──────── Data provided ────────

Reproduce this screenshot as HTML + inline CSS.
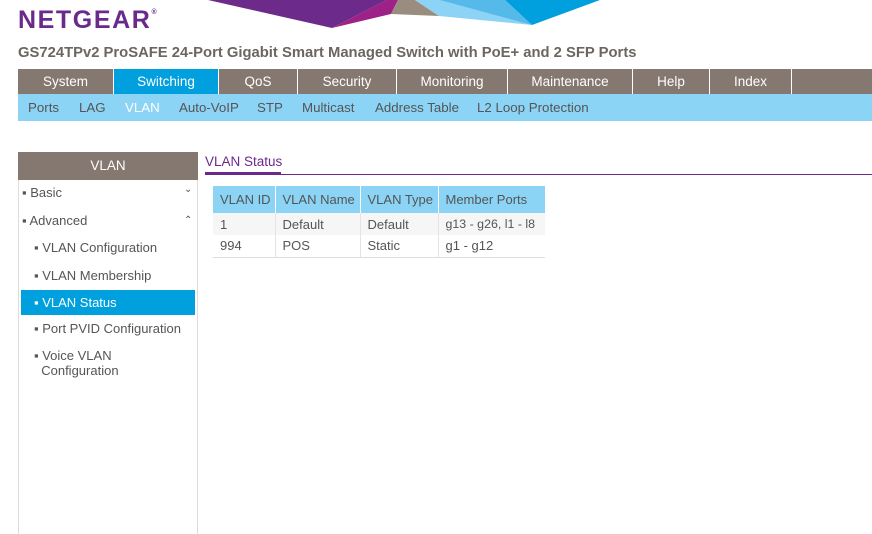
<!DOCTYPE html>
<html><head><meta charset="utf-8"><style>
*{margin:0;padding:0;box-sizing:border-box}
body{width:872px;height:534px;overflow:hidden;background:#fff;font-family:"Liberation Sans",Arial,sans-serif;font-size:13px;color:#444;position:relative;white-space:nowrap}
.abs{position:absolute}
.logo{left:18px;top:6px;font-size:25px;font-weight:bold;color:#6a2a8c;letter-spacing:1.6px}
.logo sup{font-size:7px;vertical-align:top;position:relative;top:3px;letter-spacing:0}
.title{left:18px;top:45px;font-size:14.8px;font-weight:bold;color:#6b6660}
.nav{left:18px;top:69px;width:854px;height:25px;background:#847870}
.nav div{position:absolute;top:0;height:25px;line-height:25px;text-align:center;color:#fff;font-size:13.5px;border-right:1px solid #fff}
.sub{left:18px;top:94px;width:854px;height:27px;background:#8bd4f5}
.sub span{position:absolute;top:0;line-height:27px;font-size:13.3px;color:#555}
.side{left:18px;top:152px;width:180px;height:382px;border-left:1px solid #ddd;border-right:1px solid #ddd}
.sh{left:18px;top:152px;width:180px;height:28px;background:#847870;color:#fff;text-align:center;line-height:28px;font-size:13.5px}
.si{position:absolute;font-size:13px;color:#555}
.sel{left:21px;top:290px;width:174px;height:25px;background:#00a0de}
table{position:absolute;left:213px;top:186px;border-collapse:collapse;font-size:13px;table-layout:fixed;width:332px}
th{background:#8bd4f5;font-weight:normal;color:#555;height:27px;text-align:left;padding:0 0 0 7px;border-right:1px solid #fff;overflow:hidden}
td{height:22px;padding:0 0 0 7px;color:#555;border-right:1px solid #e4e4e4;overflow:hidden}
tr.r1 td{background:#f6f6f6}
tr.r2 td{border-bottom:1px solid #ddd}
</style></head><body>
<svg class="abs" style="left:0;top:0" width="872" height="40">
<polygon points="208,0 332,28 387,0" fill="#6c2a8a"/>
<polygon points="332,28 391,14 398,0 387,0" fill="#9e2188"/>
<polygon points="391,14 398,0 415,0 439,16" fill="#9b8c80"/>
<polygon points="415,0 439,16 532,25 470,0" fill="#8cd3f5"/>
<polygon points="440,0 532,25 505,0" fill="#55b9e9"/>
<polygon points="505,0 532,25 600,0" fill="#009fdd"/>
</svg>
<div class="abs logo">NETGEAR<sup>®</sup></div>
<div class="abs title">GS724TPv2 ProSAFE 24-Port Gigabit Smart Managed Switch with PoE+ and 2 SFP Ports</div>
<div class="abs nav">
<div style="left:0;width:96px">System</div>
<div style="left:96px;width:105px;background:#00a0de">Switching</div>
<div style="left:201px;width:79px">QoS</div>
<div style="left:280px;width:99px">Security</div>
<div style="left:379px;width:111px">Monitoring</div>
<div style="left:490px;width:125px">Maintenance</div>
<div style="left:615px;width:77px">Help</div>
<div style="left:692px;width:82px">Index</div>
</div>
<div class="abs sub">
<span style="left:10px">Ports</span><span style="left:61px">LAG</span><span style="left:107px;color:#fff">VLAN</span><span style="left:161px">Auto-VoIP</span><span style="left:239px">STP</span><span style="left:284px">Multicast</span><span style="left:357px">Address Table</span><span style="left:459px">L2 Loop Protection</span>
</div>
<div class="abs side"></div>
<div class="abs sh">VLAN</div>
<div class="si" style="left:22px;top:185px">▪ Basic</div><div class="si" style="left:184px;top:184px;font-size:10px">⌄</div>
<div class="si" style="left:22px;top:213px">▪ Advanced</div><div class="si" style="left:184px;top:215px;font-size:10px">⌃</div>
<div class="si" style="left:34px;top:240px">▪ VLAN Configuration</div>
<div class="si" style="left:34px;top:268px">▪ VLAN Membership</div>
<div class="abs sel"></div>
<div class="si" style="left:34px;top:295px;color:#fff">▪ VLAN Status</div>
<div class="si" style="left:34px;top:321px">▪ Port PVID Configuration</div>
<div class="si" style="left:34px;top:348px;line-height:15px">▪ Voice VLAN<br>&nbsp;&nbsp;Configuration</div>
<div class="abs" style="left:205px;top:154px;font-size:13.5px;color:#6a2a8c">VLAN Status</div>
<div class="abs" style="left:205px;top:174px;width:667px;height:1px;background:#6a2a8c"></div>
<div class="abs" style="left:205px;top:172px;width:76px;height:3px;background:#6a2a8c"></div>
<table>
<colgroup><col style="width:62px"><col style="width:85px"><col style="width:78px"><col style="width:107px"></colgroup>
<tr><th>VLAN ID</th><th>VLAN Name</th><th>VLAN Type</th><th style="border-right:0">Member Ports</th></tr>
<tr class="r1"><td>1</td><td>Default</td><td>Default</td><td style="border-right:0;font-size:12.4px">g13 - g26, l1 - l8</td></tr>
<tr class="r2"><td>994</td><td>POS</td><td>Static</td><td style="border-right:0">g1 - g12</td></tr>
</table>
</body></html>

────────

• Stated problem: Repeat the listing verbatim. Skip the pictures.

• Solution to the problem:
Reproduce this screenshot as HTML + inline CSS.
<!DOCTYPE html>
<html><head><meta charset="utf-8"><style>
*{margin:0;padding:0;box-sizing:border-box}
body{width:872px;height:534px;overflow:hidden;background:#fff;font-family:"Liberation Sans",Arial,sans-serif;font-size:13px;color:#444;position:relative;white-space:nowrap}
.abs{position:absolute}
.logo{left:18px;top:6px;font-size:25px;font-weight:bold;color:#6a2a8c;letter-spacing:1.6px}
.logo sup{font-size:7px;vertical-align:top;position:relative;top:3px;letter-spacing:0}
.title{left:18px;top:45px;font-size:14.8px;font-weight:bold;color:#6b6660}
.nav{left:18px;top:69px;width:854px;height:25px;background:#847870}
.nav div{position:absolute;top:0;height:25px;line-height:25px;text-align:center;color:#fff;font-size:13.5px;border-right:1px solid #fff}
.sub{left:18px;top:94px;width:854px;height:27px;background:#8bd4f5}
.sub span{position:absolute;top:0;line-height:27px;font-size:13.3px;color:#555}
.side{left:18px;top:152px;width:180px;height:382px;border-left:1px solid #ddd;border-right:1px solid #ddd}
.sh{left:18px;top:152px;width:180px;height:28px;background:#847870;color:#fff;text-align:center;line-height:28px;font-size:13.5px}
.si{position:absolute;font-size:13px;color:#555}
.sel{left:21px;top:290px;width:174px;height:25px;background:#00a0de}
table{position:absolute;left:213px;top:186px;border-collapse:collapse;font-size:13px;table-layout:fixed;width:332px}
th{background:#8bd4f5;font-weight:normal;color:#555;height:27px;text-align:left;padding:0 0 0 7px;border-right:1px solid #fff;overflow:hidden}
td{height:22px;padding:0 0 0 7px;color:#555;border-right:1px solid #e4e4e4;overflow:hidden}
tr.r1 td{background:#f6f6f6}
tr.r2 td{border-bottom:1px solid #ddd}
</style></head><body>
<svg class="abs" style="left:0;top:0" width="872" height="40">
<polygon points="208,0 332,28 387,0" fill="#6c2a8a"/>
<polygon points="332,28 391,14 398,0 387,0" fill="#9e2188"/>
<polygon points="391,14 398,0 415,0 439,16" fill="#9b8c80"/>
<polygon points="415,0 439,16 532,25 470,0" fill="#8cd3f5"/>
<polygon points="440,0 532,25 505,0" fill="#55b9e9"/>
<polygon points="505,0 532,25 600,0" fill="#009fdd"/>
</svg>
<div class="abs logo">NETGEAR<sup>®</sup></div>
<div class="abs title">GS724TPv2 ProSAFE 24-Port Gigabit Smart Managed Switch with PoE+ and 2 SFP Ports</div>
<div class="abs nav">
<div style="left:0;width:96px">System</div>
<div style="left:96px;width:105px;background:#00a0de">Switching</div>
<div style="left:201px;width:79px">QoS</div>
<div style="left:280px;width:99px">Security</div>
<div style="left:379px;width:111px">Monitoring</div>
<div style="left:490px;width:125px">Maintenance</div>
<div style="left:615px;width:77px">Help</div>
<div style="left:692px;width:82px">Index</div>
</div>
<div class="abs sub">
<span style="left:10px">Ports</span><span style="left:61px">LAG</span><span style="left:107px;color:#fff">VLAN</span><span style="left:161px">Auto-VoIP</span><span style="left:239px">STP</span><span style="left:284px">Multicast</span><span style="left:357px">Address Table</span><span style="left:459px">L2 Loop Protection</span>
</div>
<div class="abs side"></div>
<div class="abs sh">VLAN</div>
<div class="si" style="left:22px;top:185px">▪ Basic</div><div class="si" style="left:184px;top:184px;font-size:10px">⌄</div>
<div class="si" style="left:22px;top:213px">▪ Advanced</div><div class="si" style="left:184px;top:215px;font-size:10px">⌃</div>
<div class="si" style="left:34px;top:240px">▪ VLAN Configuration</div>
<div class="si" style="left:34px;top:268px">▪ VLAN Membership</div>
<div class="abs sel"></div>
<div class="si" style="left:34px;top:295px;color:#fff">▪ VLAN Status</div>
<div class="si" style="left:34px;top:321px">▪ Port PVID Configuration</div>
<div class="si" style="left:34px;top:348px;line-height:15px">▪ Voice VLAN<br>&nbsp;&nbsp;Configuration</div>
<div class="abs" style="left:205px;top:154px;font-size:13.5px;color:#6a2a8c">VLAN Status</div>
<div class="abs" style="left:205px;top:174px;width:667px;height:1px;background:#6a2a8c"></div>
<div class="abs" style="left:205px;top:172px;width:76px;height:3px;background:#6a2a8c"></div>
<table>
<colgroup><col style="width:62px"><col style="width:85px"><col style="width:78px"><col style="width:107px"></colgroup>
<tr><th>VLAN ID</th><th>VLAN Name</th><th>VLAN Type</th><th style="border-right:0">Member Ports</th></tr>
<tr class="r1"><td>1</td><td>Default</td><td>Default</td><td style="border-right:0;font-size:12.4px">g13 - g26, l1 - l8</td></tr>
<tr class="r2"><td>994</td><td>POS</td><td>Static</td><td style="border-right:0">g1 - g12</td></tr>
</table>
</body></html>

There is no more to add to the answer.